In the paper, Rostad recalls the strong support former SEC Chair Mary Shapiro lent to a new fiduciary standard as early as 2009 and quotes SEC guidance issued as recently as 2011: “As a fiduciary, you also must seek to avoid conflicts of interest with your clients, and, at a minimum, make full disclosure of all material conflicts.”

But over the course of the past several years, the brokerage industry lobby has successfully influenced the thinking at the SEC regarding conflicts of interest, Rostad wrote.

Where the agency was once clear in articulating that conflicts must be avoided, now the agency is content in merely having them disclosed, he asserted.

While the SEC once held that conflicts of interest are inconsistent with objective advice, that view has been replaced with one that holds they are “far less important that previously believed,” according to Rostad.

Also read: OMB urged to give fiduciary rule full review

He cited SEC rulings, speeches and comments made by current and former officials as proof of the change at the agency. 

In three decisions in the past year against investment advisors, the SEC found revenue-sharing and compensation agreements that caused conflicts of interest were not adequately disclosed, he said.

But in all three rulings, the SEC did not mention nor allege the advisors’ failure to act in the best interest of the client, suggesting the advisors’ infraction was not in giving conflicted advice, but in merely failing to disclose it, Rostad wrote. 

He also cited remarks in a February speech by Julie Riewe, co-head of the Asset Management Unit Division of Enforcement at the SEC, in which she said, “Only through complete and timely disclosure can advisers, as fiduciaries, discharge their obligation to put their clients’ and investors’ interests ahead of their own.” 

That comment, according to Rostad’s interpretation, indicates a permissiveness of conflicts, so long as they are disclosed. 

He also cited comments by Robert Plaze, a former deputy director at the SEC, who said recently, “Disclosure and client consent will always satisfy the adviser’s duty of loyalty.”

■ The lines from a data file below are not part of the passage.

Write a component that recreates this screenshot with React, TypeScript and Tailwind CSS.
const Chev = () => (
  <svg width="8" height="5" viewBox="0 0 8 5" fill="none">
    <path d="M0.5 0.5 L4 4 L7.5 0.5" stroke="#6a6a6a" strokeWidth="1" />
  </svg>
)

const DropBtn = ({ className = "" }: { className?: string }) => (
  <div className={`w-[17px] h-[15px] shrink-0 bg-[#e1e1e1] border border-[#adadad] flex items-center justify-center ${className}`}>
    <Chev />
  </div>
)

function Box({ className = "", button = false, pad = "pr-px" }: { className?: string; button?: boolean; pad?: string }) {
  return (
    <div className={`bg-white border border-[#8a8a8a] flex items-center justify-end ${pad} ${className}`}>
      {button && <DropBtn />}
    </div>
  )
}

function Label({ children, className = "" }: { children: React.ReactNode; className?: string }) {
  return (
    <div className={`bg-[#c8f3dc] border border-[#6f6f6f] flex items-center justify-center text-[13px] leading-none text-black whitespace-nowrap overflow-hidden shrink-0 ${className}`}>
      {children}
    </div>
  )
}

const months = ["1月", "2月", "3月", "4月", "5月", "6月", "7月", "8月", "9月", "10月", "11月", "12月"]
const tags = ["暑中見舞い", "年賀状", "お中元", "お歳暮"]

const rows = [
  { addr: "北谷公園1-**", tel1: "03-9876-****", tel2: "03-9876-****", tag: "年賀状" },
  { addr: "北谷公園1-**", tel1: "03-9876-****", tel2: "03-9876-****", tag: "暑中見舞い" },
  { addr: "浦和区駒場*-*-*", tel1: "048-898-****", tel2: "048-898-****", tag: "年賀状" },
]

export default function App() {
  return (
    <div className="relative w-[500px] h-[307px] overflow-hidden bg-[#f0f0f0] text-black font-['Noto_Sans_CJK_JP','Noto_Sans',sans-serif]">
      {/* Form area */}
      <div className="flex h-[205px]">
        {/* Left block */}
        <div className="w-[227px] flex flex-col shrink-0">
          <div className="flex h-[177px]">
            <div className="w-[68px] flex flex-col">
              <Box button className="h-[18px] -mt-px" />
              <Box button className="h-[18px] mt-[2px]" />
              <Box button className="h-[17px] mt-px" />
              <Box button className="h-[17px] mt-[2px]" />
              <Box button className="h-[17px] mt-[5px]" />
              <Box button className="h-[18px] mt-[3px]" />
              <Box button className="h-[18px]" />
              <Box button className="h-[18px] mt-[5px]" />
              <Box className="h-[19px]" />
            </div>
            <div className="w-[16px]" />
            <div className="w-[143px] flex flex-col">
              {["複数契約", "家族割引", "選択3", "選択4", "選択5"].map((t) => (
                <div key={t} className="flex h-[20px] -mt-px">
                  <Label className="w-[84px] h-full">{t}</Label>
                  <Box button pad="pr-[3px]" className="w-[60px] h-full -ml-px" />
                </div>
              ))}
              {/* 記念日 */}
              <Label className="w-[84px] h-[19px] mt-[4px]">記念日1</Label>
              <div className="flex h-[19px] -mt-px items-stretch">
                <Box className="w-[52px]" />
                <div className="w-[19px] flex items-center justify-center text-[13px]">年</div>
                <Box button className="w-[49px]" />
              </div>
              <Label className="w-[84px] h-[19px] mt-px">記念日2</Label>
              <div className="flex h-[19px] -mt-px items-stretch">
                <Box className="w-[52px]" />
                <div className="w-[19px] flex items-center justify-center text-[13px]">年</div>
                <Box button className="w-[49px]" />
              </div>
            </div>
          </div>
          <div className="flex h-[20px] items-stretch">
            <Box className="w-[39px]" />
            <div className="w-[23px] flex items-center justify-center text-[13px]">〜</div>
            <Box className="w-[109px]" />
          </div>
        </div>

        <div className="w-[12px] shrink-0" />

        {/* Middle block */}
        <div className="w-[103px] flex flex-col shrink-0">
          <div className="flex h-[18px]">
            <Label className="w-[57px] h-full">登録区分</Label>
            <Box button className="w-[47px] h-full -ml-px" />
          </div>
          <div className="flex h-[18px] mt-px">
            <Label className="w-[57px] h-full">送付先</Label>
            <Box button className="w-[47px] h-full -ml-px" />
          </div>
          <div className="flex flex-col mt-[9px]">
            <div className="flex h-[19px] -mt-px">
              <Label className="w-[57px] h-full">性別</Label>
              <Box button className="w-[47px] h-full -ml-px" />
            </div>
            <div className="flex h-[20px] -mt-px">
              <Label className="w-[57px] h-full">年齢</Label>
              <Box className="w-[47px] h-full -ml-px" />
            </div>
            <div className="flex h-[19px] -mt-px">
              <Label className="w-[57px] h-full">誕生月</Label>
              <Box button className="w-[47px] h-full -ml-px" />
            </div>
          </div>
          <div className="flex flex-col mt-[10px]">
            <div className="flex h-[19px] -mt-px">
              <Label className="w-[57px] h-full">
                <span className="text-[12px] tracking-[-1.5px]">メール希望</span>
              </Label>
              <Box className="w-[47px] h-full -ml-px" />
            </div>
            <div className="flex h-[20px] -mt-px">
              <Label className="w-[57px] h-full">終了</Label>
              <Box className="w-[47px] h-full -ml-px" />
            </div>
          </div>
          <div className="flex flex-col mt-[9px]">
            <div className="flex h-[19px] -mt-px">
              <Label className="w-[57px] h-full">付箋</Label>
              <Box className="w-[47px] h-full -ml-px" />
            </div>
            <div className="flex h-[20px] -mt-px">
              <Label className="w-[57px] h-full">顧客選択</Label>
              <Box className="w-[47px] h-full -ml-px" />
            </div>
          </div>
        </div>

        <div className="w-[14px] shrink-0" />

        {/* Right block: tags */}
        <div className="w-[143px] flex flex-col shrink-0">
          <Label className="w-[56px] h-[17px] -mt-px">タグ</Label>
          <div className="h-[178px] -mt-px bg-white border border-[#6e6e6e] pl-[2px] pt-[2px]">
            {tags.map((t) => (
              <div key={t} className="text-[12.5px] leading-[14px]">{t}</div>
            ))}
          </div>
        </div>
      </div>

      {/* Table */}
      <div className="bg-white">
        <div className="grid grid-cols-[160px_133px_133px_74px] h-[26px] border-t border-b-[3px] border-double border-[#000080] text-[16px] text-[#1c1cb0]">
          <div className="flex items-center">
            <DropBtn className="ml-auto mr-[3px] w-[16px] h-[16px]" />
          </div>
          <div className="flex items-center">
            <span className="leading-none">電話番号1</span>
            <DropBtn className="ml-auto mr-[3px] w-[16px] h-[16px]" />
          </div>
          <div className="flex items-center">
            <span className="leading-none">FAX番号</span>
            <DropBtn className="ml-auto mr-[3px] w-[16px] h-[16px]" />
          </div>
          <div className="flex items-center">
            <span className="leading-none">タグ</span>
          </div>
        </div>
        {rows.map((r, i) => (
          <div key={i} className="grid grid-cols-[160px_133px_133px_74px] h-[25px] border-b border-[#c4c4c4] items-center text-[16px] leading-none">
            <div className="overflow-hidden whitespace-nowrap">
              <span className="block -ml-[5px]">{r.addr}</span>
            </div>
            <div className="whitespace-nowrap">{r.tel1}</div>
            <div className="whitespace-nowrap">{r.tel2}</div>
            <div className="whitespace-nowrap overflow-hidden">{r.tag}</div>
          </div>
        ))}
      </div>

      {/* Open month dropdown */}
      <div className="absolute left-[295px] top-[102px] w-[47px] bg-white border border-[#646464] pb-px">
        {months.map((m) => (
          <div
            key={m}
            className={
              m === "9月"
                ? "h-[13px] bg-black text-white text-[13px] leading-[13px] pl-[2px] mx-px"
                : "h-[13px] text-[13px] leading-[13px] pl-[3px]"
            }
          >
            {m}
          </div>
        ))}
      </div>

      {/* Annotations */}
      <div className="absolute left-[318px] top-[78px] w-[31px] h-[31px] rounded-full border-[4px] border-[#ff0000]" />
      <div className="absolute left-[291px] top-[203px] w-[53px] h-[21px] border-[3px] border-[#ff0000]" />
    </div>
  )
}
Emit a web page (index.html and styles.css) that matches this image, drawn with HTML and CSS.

That sentiment affirms an “evolving principle regarding the role of disclosure,” argued Rostad.

He also pointed to a 2014 commentary by David Blass, former chief counsel to SEC’s division of trading and markets, who wrote, “I don’t think that the adviser fiduciary duty is higher than suitability,” referring to the standard to which broker-dealers are currently held.

All of these comments and rulings, Rostad writes, indicate a “new and benign view of conflicts of interest.”

White, in announcing her support for a new fiduciary standard, suggested the agency would tread carefully and that it might be some time before it acts.

“If what we succeed in doing is, in effect, depriving investors of reliable, reasonably priced advice, obviously we have failed,” she said, adding:

 “You have to think long and hard before you regulate differently,” said White.

Earlier this year, Rostad’s institute rolled out 11 best practices for advisors designed to make it clear whose interests they serve. 

Among them: “Avoid significant gifts, third-party payments, sales commissions, or compensation in association with client transactions that cannot be directly credited back to the client or managed as a fee offset.”